Businesses cannot protect sensitive data that is being shared or transactions being conducted if they can’t be sure (or at least reasonably confident) of the IIoT entity they are communicating with. Therefore, offering every “thing” a unique identity should be the foundation of any security strategy. IIoT authentication requires a layered, standards-based security approach that constantly changes as new challenges arise. One security technology that meets those requirements is Public Key Infrastructure (PKI). PKI has been securing network connected devices by delivering trust and high assurance for decades already – making it ideal for managing IIoT device identities.
Outdated Device Software
Consumers are at risk anytime they are using software that has not been updated to fight off security attacks. Companies that are serious about the safety of their customers must ensure the devices they design have the IO and storage needed for firmware updates and commit to running all necessary updates throughout the device lifecycle.
A Deloitte survey found that over 90% of consumers accept legal terms and conditions without reading them. When thinking about IIoT security, it is important to remember that the first line of defense is your organization. To ensure the safety of your network, do not allow employees to experiment with random new devices within the network and thoroughly read through any agreement before receiving a device to understand how data will be shared and kept safe.
The sheer amount of data that IoT devices can generate is staggering. A Federal Trade Commission report entitled “Internet of Things: Privacy & Security in a Connected World” found that fewer than 10,000 households can generate 150 million discrete data points every day. Planet Technology estimates that 25 billion IoT devices will generate 1.6 billion terabytes of data by 2020.

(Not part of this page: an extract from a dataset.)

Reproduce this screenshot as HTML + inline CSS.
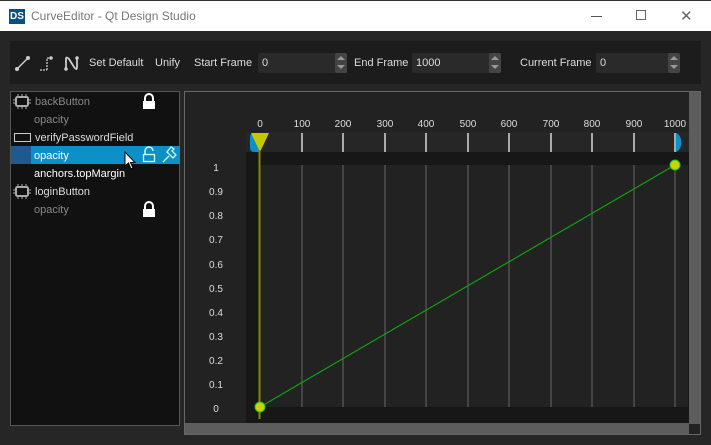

With this onslaught of information comes a new and increasingly complex challenge to corporations to ensure data is securely collected and integrity is maintained as data moves from device sensors, over the company gateway, through servers/applications, into the data center and, eventually, into storage. Insecurity at any point in this process can lead to erroneous or altered streams that can compromise the validity of the data coming over the gateway.
When you are mapping out your IIoT strategy, it is important to think through the real aspects of what you are trying to accomplish and how you plan to use the data you are collecting. How will you ensure the accuracy of the data you are measuring? What steps will you take to maintain the security and integrity of data as it flows throughout your system? What data will you save and for how long?
A well thought out strategy will keep your handling and retention policies aligned to the new reality this type of data presents while keeping your customers information protected.
Any business that wants in on a bigger piece of IIoT real estate must understand the critical security risks and implications presented in this space and use that knowledge to adapt solutions to their specific needs.
Depending on the level of data security and compliance your organization requires, it may be appropriate to consider hiring a security consultant or cyber security expert to develop a comprehensive security strategy for your IIoT infrastructure.